I know the unemployment is bad, the politics are variable, the people can be parochial but isn’t life imperfect everywhere. I just choose to dwell on the highlights because my heart is here. If I relocate my body, my heart may move away. There are no guarantees, only moments of bliss, bike locks which need to be sawed off, spilled ice cream which can be washed out wherever I am. I have one thing that I may not have had before I left home, perspective. That helps no matter where I am.


About polarflares

My head is so big because it has so many holes and air gets in.

4 responses »

  1. Debbie Chandler

    Next year, please walk with me on Cranes before the flies and people arrive, it is heavenly.
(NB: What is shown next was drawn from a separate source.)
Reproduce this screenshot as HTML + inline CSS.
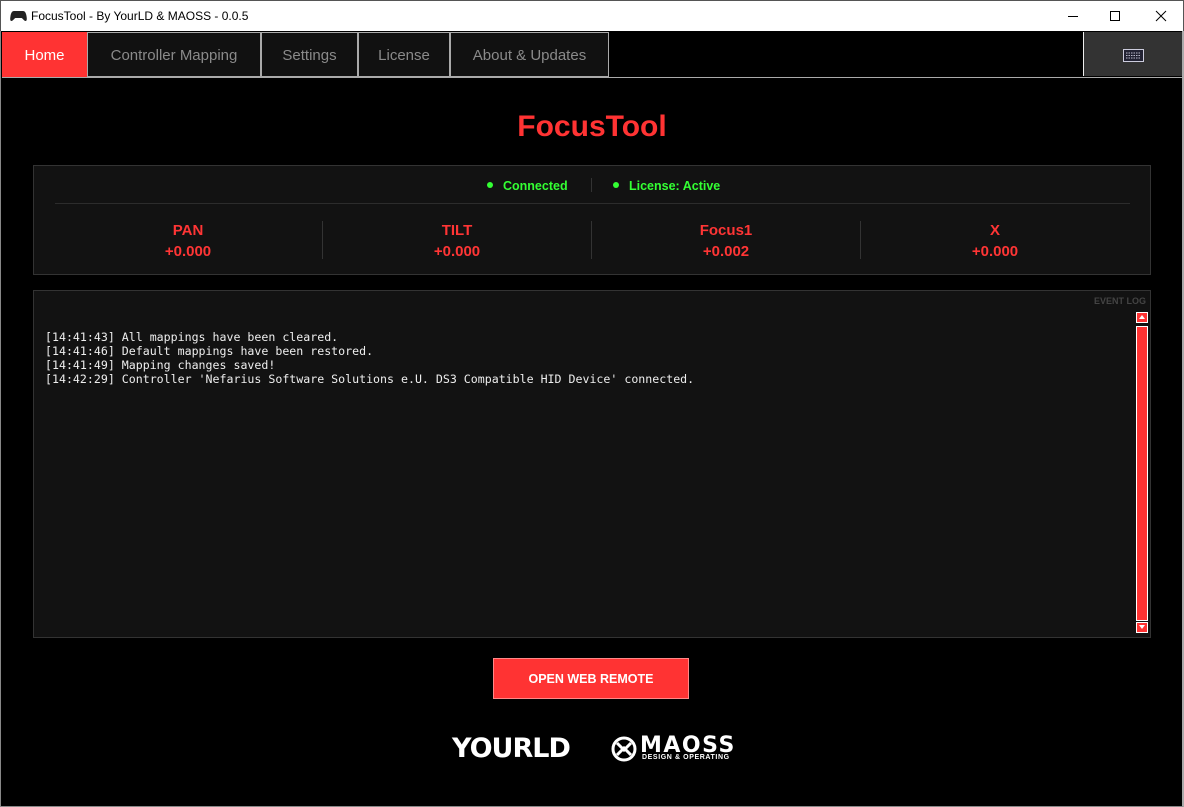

    • There is a time before the flies? I remember going there on class trips in May/early June without flies so that must be right. I supervised kids who worked on the Crane Estate for JTPA in the summer and I would get swarmed with blood running down my arms when I delivered the pay checks! Not a good memory. I had fun visiting. Next time we will get you to play the Broadway game. We were out in Paul’s yard doing “audition” cartwheels at 10 pm one night. Ruth and I also got to watch a rehearsal of Oklahoma in the new auditorium. It was cool!

  2. littlebangtheory

    Perspective is indeed a blessing. I’m sure Cape Anne has morphed throughout your relationship to it, but then I suppose you have too. We all have; change is indeed the only constant.

    Please, keep us connected to this bit of coast. It’s valuable for its closely kept secrets, and you know some of them.